Survey and media reports suggest shipping lines are making excess profits for cargo trips from Asia

Mon 21 Jun 2021
Posted by: Noelle McElhatton
Trade News

Shipping companies are being accused of profiteering by customers as they refuse to honour contracts, and add premiums and surcharges.

The Loadstar reports that carrier-customer relationships have deteriorated in the past couple of weeks.
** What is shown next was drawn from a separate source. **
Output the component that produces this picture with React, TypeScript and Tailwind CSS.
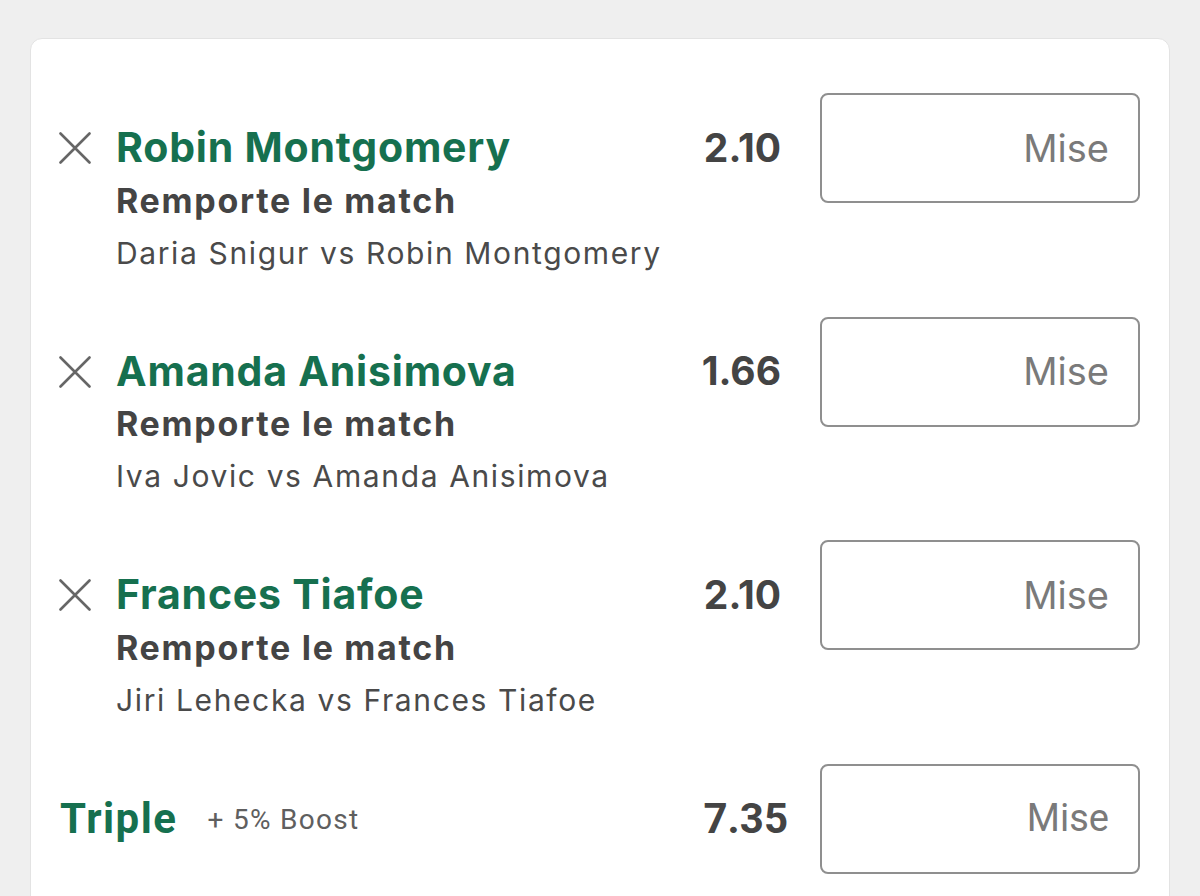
const bets = [
  { player: "Robin Montgomery", market: "Remporte le match", match: "Daria Snigur vs Robin Montgomery", odds: "2.10" },
  { player: "Amanda Anisimova", market: "Remporte le match", match: "Iva Jovic vs Amanda Anisimova", odds: "1.66" },
  { player: "Frances Tiafoe", market: "Remporte le match", match: "Jiri Lehecka vs Frances Tiafoe", odds: "2.10" },
];

function CloseIcon() {
  return (
    <svg width="32" height="32" viewBox="0 0 32 32" className="shrink-0">
      <path d="M1.5 1.5 L30.5 30.5 M30.5 1.5 L1.5 30.5" stroke="#666666" strokeWidth="2.6" strokeLinecap="round" />
    </svg>
  );
}

function StakeInput({ font }: { font: string }) {
  return (
    <div
      className={`w-[320px] h-[110px] shrink-0 border-2 border-[#8f8f8f] rounded-[8px] flex items-center justify-end pr-[29px] text-[38px] text-[#7a7a7a] ${font}`}
    >
      Mise
    </div>
  );
}

export default function App() {
  return (
    <div className="min-h-screen bg-[#efefef] pt-[38px] px-[30px] font-['Inter',sans-serif]">
      <div className="bg-white rounded-t-[12px] border border-[#e3e3e3] pt-[54px] pl-[28px] pr-[29px] pb-16 flex flex-col gap-[38.5px]">
        {bets.map((b) => (
          <div key={b.player + b.match} className="flex items-start">
            <div className="flex-1 pt-[29px] flex flex-col">
              <div className="h-[52px] flex items-center gap-[25px]">
                <CloseIcon />
                <span className="text-[41px] font-bold text-[#16704f] tracking-[0.8px]">{b.player}</span>
              </div>
              <div className="h-[52px] flex items-center pl-[57px] text-[34px] font-bold text-[#444444] tracking-[1.7px]">
                {b.market}
              </div>
              <div className="h-[52px] flex items-center pl-[57px] pt-[2px] text-[30px] text-[#4a4a4a] tracking-[1.62px]">
                {b.match}
              </div>
            </div>
            <div className="h-[110px] flex items-center mr-[39px] text-[39px] font-bold text-[#444444]">{b.odds}</div>
            <StakeInput font="font-['Inter',sans-serif]" />
          </div>
        ))}
        <div className="flex items-center font-['Roboto',sans-serif]">
          <div className="flex-1 flex items-center gap-[30px] pl-px">
            <span className="text-[42px] font-bold text-[#16704f] tracking-[1.5px]">Triple</span>
            <span className="text-[28px] text-[#5f5f5f] tracking-[1.3px] pt-[2px]">+ 5% Boost</span>
          </div>
          <div className="mr-[32px] text-[42px] font-bold text-[#444444]">7.35</div>
          <StakeInput font="font-['Roboto',sans-serif]" />
        </div>
      </div>
    </div>
  );
}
Respondents to its survey said carriers were not honouring minimum quantity commitments (MQCs) forcing them to pay higher prices as well as surcharges.

Crippling costs

According to the BBC, container costs are proving crippling, with prices up by more than five times in the past year in some cases.

Staffordshire furniture importer, Peppermill, told the BBC the price it was charged to bring a 40 foot container from China had gone from about £2,000 last year to more than £11,000.

One importer of housewares and giftware predicted shortages of goods and prices going up by as much as 40% ahead of Christmas.

Covid disruption

Price rises have stemmed from disruption in the container shipping industry, following a collapse in demand at the start of the pandemic followed by a period of frenzied catch-up.

As well as congestion at ports and booming demand, the industry has been beset by a shortage of containers in the right places to make shipments.

Recent outbreaks of Covid in China have created further delays at ports, as reported in the IOE&IT Daily Update.

Profits soaring

The situation has led to unprecedented profits for shipping lines, industry analyst Sea Intelligence reports. It found that 11 of the biggest deep-sea carriers made an operating profit of $16.2bn in the first three months of the year, compared with $13.3bn in the second half of last year.

Meanwhile the Ever Given, which blocked the Suez Canal in March, is “grounded again”, reports LBC. This time it’s by compensation claims from the Suez Canal Company.

Egyptian authorities have detained the ship claiming $550m for its release from the canal. A sum of $150m is believed to have been offered.

The ship is moored up with its crew and 18,000 containers in the Great Bitter Lake.